Des années 1980 à 2003, Leslie Muller ou le principe d’incertitude, le dernier roman de Lynn Diamond, suit le parcours d’un groupe d’amis militants : au fil des ans, la naïveté et les idéaux laissent place à des rêves brisés et à la résignation.

En juillet 1981, Leslie Muller, la narratrice du roman se retrouve au Nicaragua. Tout sauf touristique, ce pays d’Amérique centrale vit des moments troubles et violents. « C’était pour la plupart d’entre nous la première fois que nous voyagions dans un pays qui non seulement faisait partie du tiers-monde, mais venait d’être bombardé», raconte Leslie.
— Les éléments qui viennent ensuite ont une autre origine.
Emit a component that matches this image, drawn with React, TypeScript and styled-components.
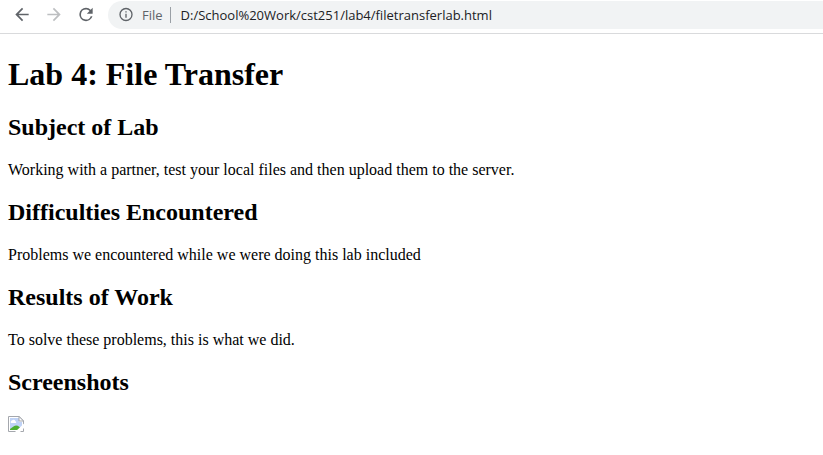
import React from "react";
import styled, { createGlobalStyle } from "styled-components";

const GlobalStyle = createGlobalStyle`
  body {
    margin: 0;
    background: #ffffff;
    color: #000000;
    font-family: "Liberation Serif", "Times New Roman", serif;
    font-size: 16px;
  }
`;

const Toolbar = styled.header`
  display: flex;
  align-items: center;
  gap: 12px;
  box-sizing: border-box;
  height: 34px;
  padding: 0 0 4px 12px;
  border-bottom: 1px solid #d9dadc;
  font-family: "Open Sans", "Segoe UI", sans-serif;
`;

const NavButton = styled.button`
  display: flex;
  align-items: center;
  justify-content: center;
  width: 20px;
  height: 28px;
  padding: 0;
  border: 0;
  background: transparent;
  color: #5f6368;

  &:disabled {
    color: #bdbfc1;
  }
`;

const AddressBar = styled.div`
  display: flex;
  flex: 1;
  align-items: center;
  min-width: 0;
  height: 28px;
  padding-left: 10px;
  border-radius: 14px 0 0 14px;
  background: #f1f3f4;
`;

const InfoButton = styled(NavButton)`
  width: 16px;
`;

const Scheme = styled.label`
  margin-left: 8px;
  padding-right: 7px;
  border-right: 1px solid #9aa0a6;
  color: #5f6368;
  font-size: 13px;
  line-height: 16px;
`;

const UrlInput = styled.input`
  flex: 1;
  min-width: 0;
  height: 28px;
  margin-left: 10px;
  padding: 0;
  border: 0;
  outline: 0;
  background: transparent;
  color: #202124;
  font: inherit;
  font-size: 13px;
`;

const Page = styled.main`
  padding: 21px 8px;
`;

const Title = styled.h1`
  margin: 0 0 21px;
  font-size: 32px;
  line-height: 38px;
`;

const Heading = styled.h2`
  margin: 20px 0;
  font-size: 24px;
  line-height: 27px;
`;

const Paragraph = styled.p`
  margin: 0;
  line-height: 18px;
`;

const Picture = styled.svg`
  display: block;
`;

const sections = [
  {
    title: "Subject of Lab",
    text: "Working with a partner, test your local files and then upload them to the server.",
  },
  {
    title: "Difficulties Encountered",
    text: "Problems we encountered while we were doing this lab included",
  },
  {
    title: "Results of Work",
    text: "To solve these problems, this is what we did.",
  },
];

function Icon({ path, size }: { path: string; size: number }) {
  return (
    <svg width={size} height={size} viewBox="0 0 24 24" fill="currentColor" aria-hidden="true">
      <path d={path} />
    </svg>
  );
}

const BACK = "M20 11H7.83l5.59-5.59L12 4l-8 8 8 8 1.41-1.41L7.83 13H20z";
const FORWARD = "M12 4l-1.41 1.41L16.17 11H4v2h12.17l-5.58 5.59L12 20l8-8z";
const RELOAD =
  "M17.65 6.35A7.96 7.96 0 0 0 12 4a8 8 0 1 0 7.73 10h-2.08A6 6 0 1 1 12 6c1.66 0 3.14.69 4.22 1.78L13 11h7V4z";
const INFO =
  "M11 7h2v2h-2zM11 11h2v6h-2zM12 2a10 10 0 1 0 0 20 10 10 0 0 0 0-20zm0 18a8 8 0 1 1 0-16 8 8 0 0 1 0 16z";

function BrokenImage() {
  return (
    <Picture width="16" height="16" viewBox="0 0 16 16" role="img" aria-label="Missing picture">
      <path d="M.5.5h10.7l4.3 4.3v10.7H.5z" fill="#ffffff" />
      <path d="M2 2h9v4h3v8H2z" fill="#bfd2f6" />
      <path d="M3 7a1.5 1.5 0 0 1 1-2.4 2 2 0 0 1 3.5.7A1.2 1.2 0 0 1 8 7z" fill="#ffffff" />
      <path d="M2 14v-1c2-1 3.5-3.500 6-3.500 2.500 0 4 1.500 6 4.500z" fill="#4cae30" />
      <path d="M.5.5h10.7l4.3 4.3v10.7H.5z" fill="none" stroke="#a4a7ad" />
      <path d="M11 .5V5h4.5z" fill="#ffffff" stroke="#a4a7ad" />
      <path d="M16 7.500v4.500l-4 4H7z" fill="#ffffff" />
    </Picture>
  );
}

export default function App() {
  return (
    <>
      <GlobalStyle />
      <Toolbar>
        <NavButton type="button" aria-label="Back">
          <Icon path={BACK} size={21} />
        </NavButton>
        <NavButton type="button" aria-label="Forward" disabled>
          <Icon path={FORWARD} size={21} />
        </NavButton>
        <NavButton type="button" aria-label="Reload">
          <Icon path={RELOAD} size={21} />
        </NavButton>
        <AddressBar>
          <InfoButton type="button" aria-label="View site information">
            <Icon path={INFO} size={17} />
          </InfoButton>
          <Scheme htmlFor="address">File</Scheme>
          <UrlInput
            id="address"
            type="text"
            spellCheck={false}
            defaultValue="D:/School%20Work/cst251/lab4/filetransferlab.html"
          />
        </AddressBar>
      </Toolbar>
      <Page>
        <Title>Lab 4: File Transfer</Title>
        {sections.map(({ title, text }) => (
          <section key={title}>
            <Heading>{title}</Heading>
            <Paragraph>{text}</Paragraph>
          </section>
        ))}
        <section>
          <Heading>Screenshots</Heading>
          <BrokenImage />
        </section>
      </Page>
    </>
  );
}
En effet, une junte avait réussi à chasser le dernier descendant d’une série de dictateurs, la famille Somoza, qui gouvernait le Nicaragua depuis les années 1930 et son dernier représentant, Anastasio Somoza Debayle, démissionne et quitte le pays en 1979. Par la suite, la junte formée de plusieurs partis se dissout à cause du pouvoir de plus en plus étendu du sandiniste Daniel Ortega qui, par l’intimidation et surtout l’aide des États-Unis, se fait élire à la présidence en 1984. Le peuple du Nicaragua fait les frais de ces bouleversements politiques, victime de bombardements ordonnés par ceux qui s’opposent au pouvoir en place; des bombardements comme celui dont témoigne Leslie Muller et qui tue, entre autres, un enfant innocent qui jouait à faire peur à des chats et des poules.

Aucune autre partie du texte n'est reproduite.